If autonomous robots or machines with long-range radio signals are able to provide a clearer picture of the nooks and crannies of abandoned mines while analyzing pollutants in the water, unintended spills would be easier to prevent. Interviewed by AP, Hao Zhang, the professor leading the project at the Colorado School of Mines, said the investigation process would also be cheaper, faster and safer.
The implementation of these tools won’t be immediate, though. Zhang told the news agency that a commercial robot modified to explore abandoned mines would take three to four years to develop at a cost of $90,000.
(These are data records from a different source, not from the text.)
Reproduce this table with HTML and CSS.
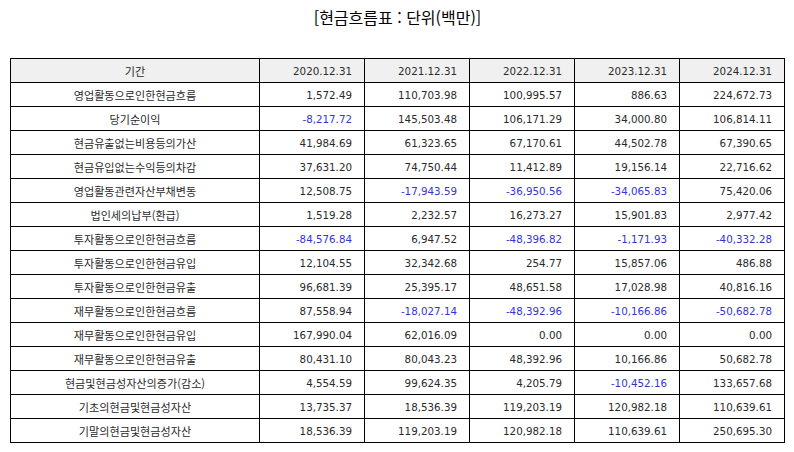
FILE: index.html
```html
<!DOCTYPE html>
<html lang="ko">
<head>
<meta charset="utf-8">
<link rel="stylesheet" href="styles.css">
</head>
<body>
<h1 class="title">[현금흐름표 : 단위(백만)]</h1>
<table class="cf">
<colgroup><col class="c-label"><col class="c-num"><col class="c-num"><col class="c-num"><col class="c-num"><col class="c-num"></colgroup>
<thead>
<tr><th class="lbl">기간</th><th>2020.12.31</th><th>2021.12.31</th><th>2022.12.31</th><th>2023.12.31</th><th>2024.12.31</th></tr>
</thead>
<tbody>
<tr><td class="lbl">영업활동으로인한현금흐름</td><td>1,572.49</td><td>110,703.98</td><td>100,995.57</td><td>886.63</td><td>224,672.73</td></tr>
<tr><td class="lbl">당기순이익</td><td class="neg">-8,217.72</td><td>145,503.48</td><td>106,171.29</td><td>34,000.80</td><td>106,814.11</td></tr>
<tr><td class="lbl">현금유출없는비용등의가산</td><td>41,984.69</td><td>61,323.65</td><td>67,170.61</td><td>44,502.78</td><td>67,390.65</td></tr>
<tr><td class="lbl">현금유입없는수익등의차감</td><td>37,631.20</td><td>74,750.44</td><td>11,412.89</td><td>19,156.14</td><td>22,716.62</td></tr>
<tr><td class="lbl">영업활동관련자산부채변동</td><td>12,508.75</td><td class="neg">-17,943.59</td><td class="neg">-36,950.56</td><td class="neg">-34,065.83</td><td>75,420.06</td></tr>
<tr><td class="lbl">법인세의납부(환급)</td><td>1,519.28</td><td>2,232.57</td><td>16,273.27</td><td>15,901.83</td><td>2,977.42</td></tr>
<tr><td class="lbl">투자활동으로인한현금흐름</td><td class="neg">-84,576.84</td><td>6,947.52</td><td class="neg">-48,396.82</td><td class="neg">-1,171.93</td><td class="neg">-40,332.28</td></tr>
<tr><td class="lbl">투자활동으로인한현금유입</td><td>12,104.55</td><td>32,342.68</td><td>254.77</td><td>15,857.06</td><td>486.88</td></tr>
<tr><td class="lbl">투자활동으로인한현금유출</td><td>96,681.39</td><td>25,395.17</td><td>48,651.58</td><td>17,028.98</td><td>40,816.16</td></tr>
<tr><td class="lbl">재무활동으로인한현금흐름</td><td>87,558.94</td><td class="neg">-18,027.14</td><td class="neg">-48,392.96</td><td class="neg">-10,166.86</td><td class="neg">-50,682.78</td></tr>
<tr><td class="lbl">재무활동으로인한현금유입</td><td>167,990.04</td><td>62,016.09</td><td>0.00</td><td>0.00</td><td>0.00</td></tr>
<tr><td class="lbl">재무활동으로인한현금유출</td><td>80,431.10</td><td>80,043.23</td><td>48,392.96</td><td>10,166.86</td><td>50,682.78</td></tr>
<tr><td class="lbl">현금및현금성자산의증가(감소)</td><td>4,554.59</td><td>99,624.35</td><td>4,205.79</td><td class="neg">-10,452.16</td><td>133,657.68</td></tr>
<tr><td class="lbl">기초의현금및현금성자산</td><td>13,735.37</td><td>18,536.39</td><td>119,203.19</td><td>120,982.18</td><td>110,639.61</td></tr>
<tr><td class="lbl">기말의현금및현금성자산</td><td>18,536.39</td><td>119,203.19</td><td>120,982.18</td><td>110,639.61</td><td>250,695.30</td></tr>
</tbody>
</table>
</body>
</html>
```

FILE: styles.css
```css
html, body {
  margin: 0;
  padding: 0;
  background: #ffffff;
}
body {
  font-family: "Noto Sans CJK KR", "Noto Sans", sans-serif;
  color: #111111;
  padding: 0 9px 0 10px;
}
.title {
  margin: 0;
  height: 58px;
  padding-top: 5px;
  box-sizing: border-box;
  font-size: 16px;
  font-weight: normal;
  line-height: 24px;
  text-align: center;
  color: #000000;
}
.cf {
  width: 775px;
  border-collapse: collapse;
  table-layout: fixed;
  font-family: "DejaVu Sans", "Noto Sans CJK KR", sans-serif;
  font-size: 10.3px;
}
.c-label { width: 249px; }
.c-num { width: 105px; }
.cf th, .cf td {
  border: 1px solid #000000;
  height: 23px;
  padding: 0 12px;
  text-align: right;
  font-weight: normal;
  line-height: 14px;
  white-space: nowrap;
  color: #2a2a2a;
}
.cf thead th {
  background: #f0f0f0;
}
.cf .lbl {
  text-align: center;
  font-family: "Noto Sans CJK KR", sans-serif;
  font-size: 11.1px;
}
.cf .neg {
  color: #3535d0;
}
```
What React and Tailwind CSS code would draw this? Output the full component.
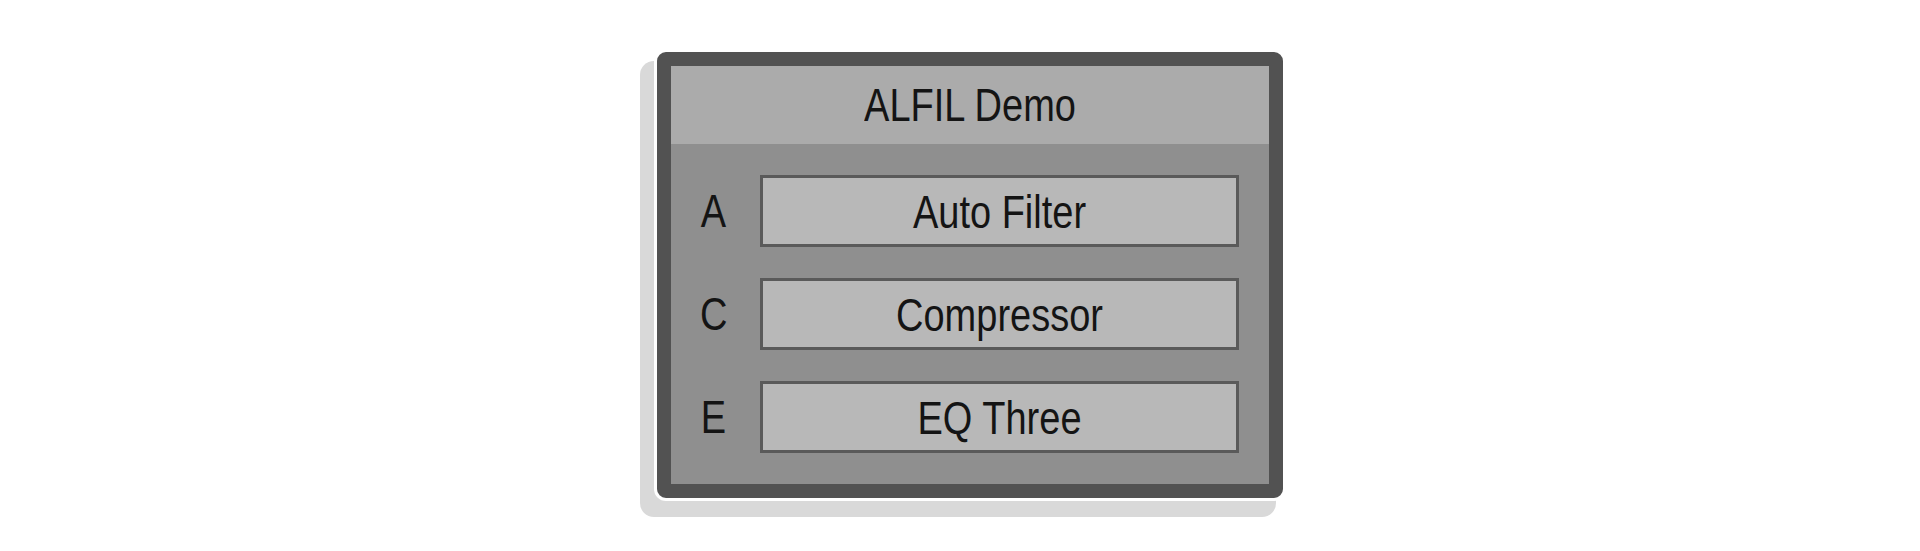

The EPA is also looking at the possibility of drilling into mines from the surface and lower instruments into the boreholes, measuring the depth, pressure and direction of underground water currents. Once such research is done, the agency would consider using techniques such as lime neutralization or the introduction of microbes to cleanse the wastewater.
2 Comments
Chris Pritchard
Good luck, past experience with robots in the mine environment has not been good: mud, rocks, roof falls, hanging cables both block nimble people and vehicles plus block communication. Drones may have some limited potential. Can you see the skateboard robot above making it over a rock the size of a baseball or three inches of mud?
wags1
I hope they’re not replying on the robot in the picture to get much done. Where should I start; it appears to have a ground clearance of maybe one inch, bald little tires……, and it’s lagging behind the humans. Not impressed.